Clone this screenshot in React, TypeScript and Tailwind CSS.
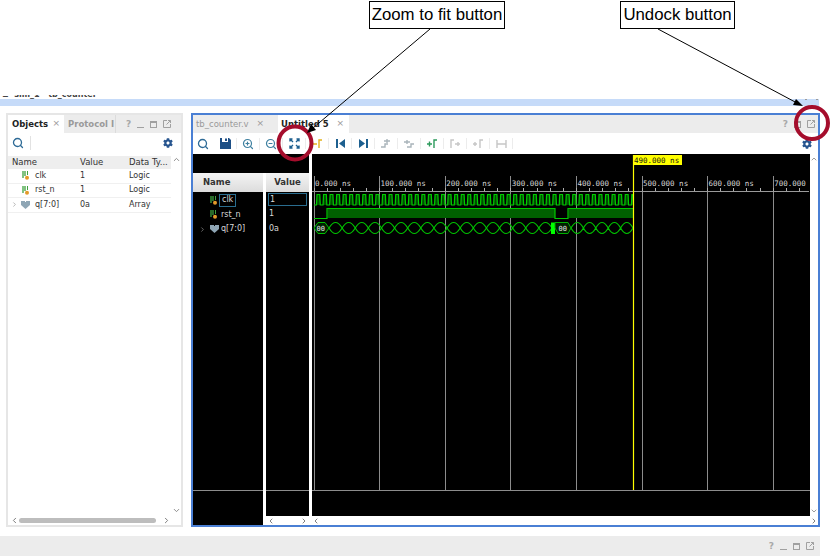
import { Search, ZoomIn, ZoomOut, ChevronLeft, ChevronRight, ChevronUp, ChevronDown } from "lucide-react"
import { FaCog } from "react-icons/fa"

const UI = "font-['DejaVu_Sans',sans-serif]"

const objects = [
  { name: "clk", value: "1", type: "Logic" },
  { name: "rst_n", value: "1", type: "Logic" },
  { name: "q[7:0]", value: "0a", type: "Array", bus: true },
]

const SignalIcon = () => (
  <svg width="8" height="9" viewBox="0 0 8 9" className="shrink-0">
    <path d="M1 0v7M3 0v5" stroke="#3fa23f" strokeWidth="1.300" />
    <path d="M5.500 0v4" stroke="#3fa23f" strokeWidth="1" />
    <circle cx="5" cy="6.800" r="2" fill="#e39a2a" />
  </svg>
)

const BusIcon = () => (
  <svg width="9" height="8" viewBox="0 0 9 8" className="shrink-0">
    <path d="M0 0h4v1h1V0h4v4L4.500 8 0 4z" fill="#8fa6b5" />
  </svg>
)

const QuestionMark = () => <span className={`${UI} text-[9px] font-bold leading-none text-[#a8a8a8]`}>?</span>

const WindowButtons = ({ gap, noMinimize }: { gap: string; noMinimize?: boolean }) => (
  <div className={`flex items-center ${gap}`}>
    <QuestionMark />
    {!noMinimize && <span className="mt-[6px] h-px w-[7px] bg-[#a0a0a0]" />}
    <span className="h-[7px] w-[7px] border border-[#a0a0a0] border-t-2" />
    <svg width="8" height="8" viewBox="0 0 8 8" fill="none" stroke="#a0a0a0">
      <path d="M4 .5H.5v7h7V4" />
      <path d="M3.500 4.500 7.500.5M5 .5h2.500V3" />
    </svg>
  </div>
)

const Divider = () => <span className="h-[14px] w-px bg-[#e2e2e2]" />

const ToolIcon = ({ d, color, fill }: { d: string; color: string; fill?: boolean }) => (
  <svg width="11" height="11" viewBox="0 0 11 11" fill={fill ? color : "none"} stroke={fill ? "none" : color} strokeWidth="1.400">
    <path d={d} />
  </svg>
)

const toolbar = [
  <Search key="find" size={12} strokeWidth={2.6} color="#2d6a96" />,
  <ToolIcon key="save" fill color="#1d4f86" d="M0 0h2v4h6V0h1l2 2v9H0zM5 .5h2V3H5z" />,
  <ZoomIn key="in" size={12} strokeWidth={2.4} color="#3d7f9f" />,
  <ZoomOut key="out" size={12} strokeWidth={2.4} color="#3d7f9f" />,
  <ToolIcon key="fit" color="#1d5f8f" d="M1 1l3 3M1 3.500V1h2.500M10 1 7 4M10 3.500V1H7.500M1 10l3-3M1 7.500V10h2.500M10 10 7 7M10 7.500V10H7.500" />,
  <ToolIcon key="cursor" color="#e3b21c" d="M0 6h5M7 10V2h3" />,
  <ToolIcon key="first" fill color="#1d5f8f" d="M1 1h2v9H1zM10 1v9L4 5.500z" />,
  <ToolIcon key="last" fill color="#1d5f8f" d="M8 1h2v9H8zM1 1v9l6-4.500z" />,
  <ToolIcon key="prev" color="#a9b4ba" d="M0 9h4V6h3M3 3h6M6 1v4" />,
  <ToolIcon key="next" color="#a9b4ba" d="M0 4h6M3 2v4M3 9h4V6h3" />,
  <ToolIcon key="marker" color="#2b9a5b" d="M0 6h5M2.500 3.500v5M7 10V2h3" />,
  <ToolIcon key="g1" color="#c6c6c6" d="M1 10V2h3M5 6h5M8 4v4" />,
  <ToolIcon key="g2" color="#c6c6c6" d="M0 6h4M2 4v4M7 10V2h3" />,
  <ToolIcon key="g3" color="#c6c6c6" d="M1 2v8M10 2v8M1 6h9" />,
]

const MAJOR = 65.6
const T0 = 313.5
const END = 633
const labels = ["0.000 ns", "100.000 ns", "200.000 ns", "300.000 ns", "400.000 ns", "500.000 ns", "600.000 ns", "700.000 ns"]

const clkPath = () => {
  let d = "M314 205"
  for (let x = 316.5; x < END; x += 6.56) {
    const fall = Math.min(x + 3.28, END)
    const rise = Math.min(x + 6.56, END)
    d += `L${x} 205L${x + 0.5} 194.500L${fall} 194.500L${fall + 0.5} 205L${rise} 205`
  }
  return d
}

// two arcs in antiphase, they cross at every value change
const busPath = (from: number, to: number) => {
  const count = Math.round((to - from) / 13.12)
  const w = (to - from) / count
  let a = `M${from} 228`
  let b = `M${from} 228`
  for (let i = 0; i < count; i++) {
    const x = from + i * w
    const up = i % 2 === 0
    a += `Q${x + w / 2} ${up ? 217 : 239} ${x + w} 228`
    b += `Q${x + w / 2} ${up ? 239 : 217} ${x + w} 228`
  }
  return `${a} ${b}`
}

const WaveSvg = () => {
  const ticks: number[] = []
  for (let x = T0; x < 810; x += MAJOR / 5) ticks.push(x)
  return (
    <svg width="498" height="362" viewBox="312 154 498 362" className="block">
      {labels.map((label, i) => {
        const x = T0 + i * MAJOR
        return (
          <g key={label}>
            <path d={`M${Math.round(x) + 0.5} 176V490`} stroke="#8c8c8c" />
            <text x={x + 1.5} y="186" fill="#d8d8d8" fontSize="7.500" fontFamily="'DejaVu Sans Mono',monospace">
              {label}
            </text>
          </g>
        )
      })}
      <path d="M312 191.500H809" stroke="#9a9a9a" />
      {ticks.map((x) => (
        <path key={x} d={`M${Math.round(x) + 0.5} 188V191`} stroke="#b0b0b0" />
      ))}
      <path d="M312 490.500H810" stroke="#8c8c8c" />
      <path d={clkPath()} fill="#004d00" stroke="#00cc00" strokeWidth="1.200" />
      <path d="M327.500 209H555V218H327.500zM568.500 209H633V218H568.500z" fill="#006000" />
      <path d="M314 218.500H327V208.500H555V218.500H568V208.500H633" fill="none" stroke="#00c800" strokeWidth="1.200" />
      <path d="M329 228L325 222.500H318L314 228L318 233.500H325z" fill="#002000" stroke="#00c000" />
      <text x="316.500" y="230.500" fill="#e8e8e8" fontSize="7" fontFamily="'DejaVu Sans Mono',monospace">
        00
      </text>
      <path d={busPath(329, 552)} fill="none" stroke="#00c000" strokeWidth="1.200" />
      <rect x="551" y="222.500" width="4" height="11.500" fill="#00ff00" />
      <path d="M555 222.500H568L571 228L568 233.500H558L555 228z" fill="#002000" stroke="#00b000" />
      <text x="558.500" y="230.500" fill="#e8e8e8" fontSize="7" fontFamily="'DejaVu Sans Mono',monospace">
        00
      </text>
      <path d={busPath(571, 633)} fill="none" stroke="#00c000" strokeWidth="1.200" />
      <path d="M633.500 155V490" stroke="#ffff00" strokeWidth="1.200" />
      <rect x="633" y="155" width="49" height="10" fill="#ffff00" />
      <text x="634" y="163" fill="#111" fontSize="7.500" fontFamily="'DejaVu Sans Mono',monospace">
        490.000 ns
      </text>
    </svg>
  )
}

const Overlay = () => (
  <svg width="831" height="556" viewBox="0 0 831 556" className="pointer-events-none absolute inset-0">
    <circle cx="295" cy="143" r="16.500" fill="none" stroke="#a50d2c" strokeWidth="4" />
    <circle cx="812" cy="123" r="16" fill="none" stroke="#a50d2c" strokeWidth="4" />
    <path d="M430 29 313 128" stroke="#000" strokeWidth="1" />
    <path d="M307 133l4-9 5 6z" fill="#000" />
    <path d="M658 29 797 103" stroke="#000" strokeWidth="1" />
    <path d="M803 106l-10-1 3-6z" fill="#000" />
  </svg>
)

const Callout = ({ text, className }: { text: string; className: string }) => (
  <div
    className={`absolute top-px flex h-[28px] items-center justify-center border border-black bg-white font-['Liberation_Sans',sans-serif] text-[16.800px] text-black ${className}`}
  >
    {text}
  </div>
)

const ObjectsPanel = () => (
  <div className={`${UI} flex h-full w-[177px] flex-col border-2 border-[#e6e6e6] bg-white text-[8px] text-[#333]`}>
    <div className="flex h-[18px] shrink-0 items-center bg-[#ececec]">
      <div className="flex h-full w-[56px] items-center justify-between bg-white pl-1 pr-[4px]">
        <span className="text-[8.500px] font-bold text-[#222]">Objects</span>
        <span className="text-[9px] text-[#999]">×</span>
      </div>
      <span className="ml-[4px] w-[47px] overflow-hidden text-[8.500px] font-bold whitespace-nowrap text-[#9a9a9a]">Protocol I</span>
      <span className="h-full w-px bg-[#dcdcdc]" />
      <div className="ml-[10px]">
        <WindowButtons gap="gap-[6px]" />
      </div>
    </div>
    <div className="flex h-[19px] shrink-0 items-center justify-between pl-[4px] pr-[8px]">
      <div className="flex items-center gap-[6px]">
        <Search size={12} strokeWidth={2.6} color="#2d6a96" />
        <Divider />
      </div>
      <FaCog size={10} color="#27558f" />
    </div>
    <div className="flex min-h-0 flex-1">
      <div className="flex-1">
        <div className="mt-[4px] grid h-[13px] grid-cols-[68px_49px_1fr] items-center bg-[#eeeeee] text-[8.500px]">
          <span className="pl-1">Name</span>
          <span className="pl-[4px]">Value</span>
          <span className="pl-[4px] whitespace-nowrap">Data Ty...</span>
        </div>
        {objects.map((o) => (
          <div key={o.name} className="grid h-[14.500px] grid-cols-[68px_49px_1fr] items-center border-b border-[#f0f0f0]">
            <span className="flex items-center gap-[3px] pl-[4px]">
              {o.bus ? <ChevronRight size={7} color="#888" className="-ml-px" /> : <span className="w-[7px]" />}
              {o.bus ? <BusIcon /> : <SignalIcon />}
              <span className="ml-[2px]">{o.name}</span>
            </span>
            <span className="pl-[4px]">{o.value}</span>
            <span className="pl-[4px]">{o.type}</span>
          </div>
        ))}
      </div>
      <div className="flex w-[10px] flex-col items-center justify-between pt-[3px] pb-[1px]">
        <ChevronUp size={9} color="#888" strokeWidth={2.500} />
        <ChevronDown size={9} color="#888" strokeWidth={2.500} />
      </div>
    </div>
    <div className="flex h-[9px] shrink-0 items-center pr-[10px]">
      <ChevronLeft size={9} color="#777" strokeWidth={2.500} className="ml-[2px]" />
      <span className="h-[5px] w-[137px] rounded-full bg-[#bdbdbd]" />
      <ChevronRight size={9} color="#777" strokeWidth={2.500} className="ml-auto" />
    </div>
  </div>
)

const SignalColumn = ({ children, title, width, align }: { children: React.ReactNode; title: string; width: string; align: string }) => (
  <div className={`flex h-full flex-col bg-black ${width}`}>
    <div className="h-[19px] shrink-0" />
    <div className={`flex h-[19px] shrink-0 items-center bg-gradient-to-b from-[#f4f4f4] to-[#dcdcdc] text-[8.500px] font-bold text-[#333] ${align}`}>
      {title}
    </div>
    <div className="h-[298px] shrink-0 pt-px text-[8px] text-[#d8d8d8]">{children}</div>
    <div className="flex-1 border-t border-[#8c8c8c]" />
  </div>
)

const WaveformPanel = () => (
  <div className={`${UI} flex h-full w-[629px] flex-col border-2 border-[#4a7fd4] bg-white`}>
    <div className="flex h-[18px] shrink-0 items-center bg-[#ececec] pr-[3px] text-[8.500px] font-bold">
      <div className="flex h-full w-[85px] items-center justify-between pl-[3px] pr-[14px]">
        <span className="font-normal text-[#9a9a9a]">tb_counter.v</span>
        <span className="text-[9px] font-normal text-[#999]">×</span>
      </div>
      <div className="flex h-full w-[71px] items-center justify-between bg-white pl-[3px] pr-[5px]">
        <span className="text-[#222]">Untitled 5</span>
        <span className="text-[9px] font-normal text-[#999]">×</span>
      </div>
      <div className="ml-auto">
        <WindowButtons gap="gap-[6px]" noMinimize />
      </div>
    </div>
    <div className="flex h-[21px] shrink-0 items-center justify-between pl-[4px] pr-[6px]">
      <div className="flex items-center">
        {toolbar.map((icon, i) => (
          <div key={i} className="flex w-[23px] justify-center border-r border-[#ececec] first:w-[12px] first:justify-start first:border-0 first:mr-[5px]">
            {icon}
          </div>
        ))}
      </div>
      <FaCog size={10} color="#27558f" />
    </div>
    <div className="flex min-h-0 flex-1">
      <div className="w-[70px]">
        <SignalColumn title="Name" width="w-full" align="pl-[10px]">
          <div className="flex h-[14px] items-center pl-[17px]">
            <SignalIcon />
            <span className="ml-[1px] flex h-[13px] items-center border border-[#2a6d8f] px-[2px]">clk</span>
          </div>
          <div className="flex h-[15px] items-center pl-[17px]">
            <SignalIcon />
            <span className="ml-[3px]">rst_n</span>
          </div>
          <div className="flex h-[14px] items-center pl-[6px]">
            <ChevronRight size={7} color="#aaa" />
            <span className="ml-[4px]">
              <BusIcon />
            </span>
            <span className="ml-[2px]">q[7:0]</span>
          </div>
        </SignalColumn>
      </div>
      <div className="w-[3px]">
        <div className="h-[19px] bg-black" />
      </div>
      <div className="flex w-[43px] flex-col">
        <div className="h-[362px] shrink-0">
          <SignalColumn title="Value" width="w-full" align="justify-center">
            <div className="mx-[2px] flex h-[13px] items-center border border-[#2a6d8f] pl-px">1</div>
            <div className="flex h-[15px] items-center pl-[3px]">1</div>
            <div className="flex h-[15px] items-center pl-[3px]">0a</div>
          </SignalColumn>
        </div>
        <div className="flex flex-1 items-center justify-between px-px">
          <ChevronLeft size={8} color="#666" strokeWidth={2.500} />
          <ChevronRight size={8} color="#666" strokeWidth={2.500} />
        </div>
      </div>
      <div className="ml-[3px] flex w-[498px] flex-col">
        <div className="h-[362px] shrink-0 bg-black">
          <WaveSvg />
        </div>
        <div className="flex flex-1 items-center">
          <ChevronLeft size={8} color="#666" strokeWidth={2.500} />
        </div>
      </div>
      <div className="flex w-[8px] flex-col items-center justify-between pt-[1px]">
        <ChevronUp size={8} color="#888" strokeWidth={2.500} />
        <div className="flex flex-col items-center">
          <ChevronDown size={8} color="#888" strokeWidth={2.500} className="mb-[2px]" />
          <ChevronRight size={8} color="#666" strokeWidth={2.500} />
        </div>
      </div>
    </div>
  </div>
)

export default function App() {
  return (
    <div className="relative h-[556px] w-[831px] overflow-hidden bg-white">
      <Callout text="Zoom to fit button" className="left-[369px] w-[136px]" />
      <Callout text="Undock button" className="left-[620px] w-[115px]" />

      <div className="h-[95px]" />
      <div className={`${UI} flex h-[4px] w-[819px] justify-between overflow-hidden pl-[2px] pr-[2px] text-[8px] font-bold leading-[8px] text-[#444]`}>
        <div className="-mt-[4px] whitespace-pre">≡  sim_1 · tb_counter</div>
      </div>
      <div className="flex h-[7px] w-[819px] justify-end gap-[9px] bg-[#c6dbf9] pr-[1px]">
        <span className="h-px w-[2px] bg-[#9a9a9a]" />
        <span className="h-px w-[2px] bg-[#9a9a9a]" />
      </div>

      <div className="mt-[7px] flex h-[414px] pl-[6px]">
        <ObjectsPanel />
        <div className="ml-[8px]">
          <WaveformPanel />
        </div>
      </div>

      <div className="mt-[9px] flex h-[20px] w-[820px] items-center justify-end bg-[#ececec] pr-[6px]">
        <WindowButtons gap="gap-[6px]" />
      </div>

      <Overlay />
    </div>
  )
}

--- Stated task ---
Take the lines from the start of the material to the line with "const QuestionMark = ()", both included, and transcribe them exactly without the pictures.

--- Task answer ---
Clone this screenshot in React, TypeScript and Tailwind CSS.
import { Search, ZoomIn, ZoomOut, ChevronLeft, ChevronRight, ChevronUp, ChevronDown } from "lucide-react"
import { FaCog } from "react-icons/fa"

const UI = "font-['DejaVu_Sans',sans-serif]"

const objects = [
  { name: "clk", value: "1", type: "Logic" },
  { name: "rst_n", value: "1", type: "Logic" },
  { name: "q[7:0]", value: "0a", type: "Array", bus: true },
]

const SignalIcon = () => (
  <svg width="8" height="9" viewBox="0 0 8 9" className="shrink-0">
    <path d="M1 0v7M3 0v5" stroke="#3fa23f" strokeWidth="1.300" />
    <path d="M5.500 0v4" stroke="#3fa23f" strokeWidth="1" />
    <circle cx="5" cy="6.800" r="2" fill="#e39a2a" />
  </svg>
)

const BusIcon = () => (
  <svg width="9" height="8" viewBox="0 0 9 8" className="shrink-0">
    <path d="M0 0h4v1h1V0h4v4L4.500 8 0 4z" fill="#8fa6b5" />
  </svg>
)

const QuestionMark = () => <span className={`${UI} text-[9px] font-bold leading-none text-[#a8a8a8]`}>?</span>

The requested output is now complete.